According to the Southern, “the village was already among several municipalities and counties in Southern Illinois to call for a statewide moratorium … Carbondale, Jackson and Union counties are included in that group.”

Local residents of Johnson County who are members of SAFE said they are looking forward to further debate to take place here before any trucks can “start rolling in.” Among the group’s chief concerns are water use and its possible contamination. As its name implies, the process of hydraulic fracturing uses water to fracture bedrock allowing the release of trapped natural gas.

According to hydraulicfracturing.com, a Web site maintained by Chesapeake Energy Corporation, the second-largest producer of natural gas, “hydraulic fracturing of a typical Chesapeake horizontal deep shale natural gas or oil well requires an average of 4.5 million gallons [of water] per well.”

Johnson County resident and SAFE Media Relations Director Annette McMichael says it is this “horizontal extraction” process and the amount of water it requires that poses a threat to local aquifers, a claim proponents say are unfounded touting a “safe record” in Illinois since the 1940s.

“When the industry today boasts of a safe track record for fracking, they are referring to conventional fracking, i.e., vertical drilling only: straight down and fracturing shale formations around the well bore,” said McMichael, quoting a passage in an open letter SAFE sent to Illinois lawmakers in November along with an Illinois Environmental Protection Agency report it says reveals “traditional vertical hydraulic fracturing has contaminated ground water, caused illness and death to livestock and devalued property values.”

The IEPA report is a 1978 Illinois Oil Field Brine Disposal Assessment of which SAFE posted excerpts of on its Web site, dontfractureillinois.net.

State Sen. Gary Forby, D-Benton, and State Reps. Brandon Phelps, D-Harrisburg, Mike Bost, R-Murphysboro, and John Bradley, D-Marion, were included in the mailing list along with Gov. Pat Quinn as SAFE continues to petition the legislature to provide a moratorium on high-volume horizontal hydraulic fracturing in Illinois.

A two-year moratorium amendment found its way into a bill passed by the Senate in April which proposed legislation requiring well operators to explain how the produced fluid is disposed as well as disclose the amount of water and the amount of certain chemical ingredients used in fracking.

Senate Bill 3280 unanimously passed the Illinois senate but was blocked in June by Southern Illinois lawmakers due to that amendment, said Rep.
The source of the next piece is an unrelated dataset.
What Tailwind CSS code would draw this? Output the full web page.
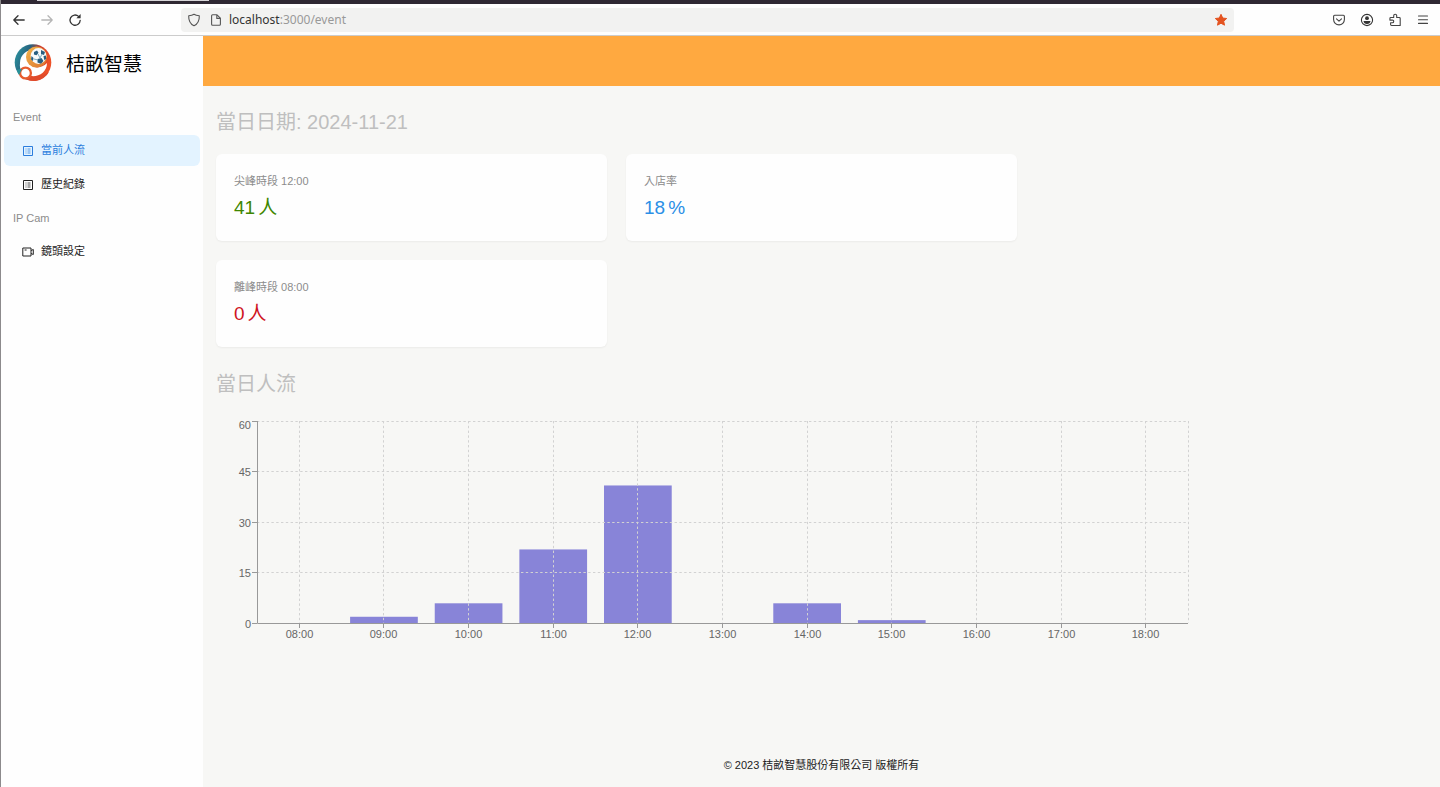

Phelps.

“I’m for rules and regulations to do this right, I’m not for two-year moratoriums,” Phelps said in a June 1 article by Harrisburg’s Daily Register. “We’re going to have companies leave Southern Illinois.”

The bill has since been amended to instead require a moratorium only until June 1, 2013 after House leadership re-referred the bill back to the Rules Committee earlier in the year. Senate Bill 3280 was last debated upon by the House on Dec. 5 and given a final action deadline of Jan. 8, 2013.

“We are working to come up with sensible governance to protect ground and surface water and aquifers. The industry can still be used and jobs created in a wise way so that the environment can be protected,” Rep. Bost said in a Dec. 15 article by the Southern. “We are working with environmental groups and the industry to come up with sensible governance.”

Southern Illinois lawmakers Bost and Bradley said they disagreed with the fracking ban Alto Pass issued last week stating such measures are “counter-productive” as they “push to draft legislation for horizontal drilling regulations.”

“We will be working over the holidays to get something in place that will provide a responsible framework,” Bradley said in the article. “I expect at the end of the day Illinois will have extensive regulations to ensure the protection of our water supply.”

As energy companies continue the process of leasing mineral rights in Johnson County with more than 200 such leases already signed, County Commissioners commenting on the Alto Pass ban said they were not opposed to discussing the issues surrounding water usage and its source in the new year.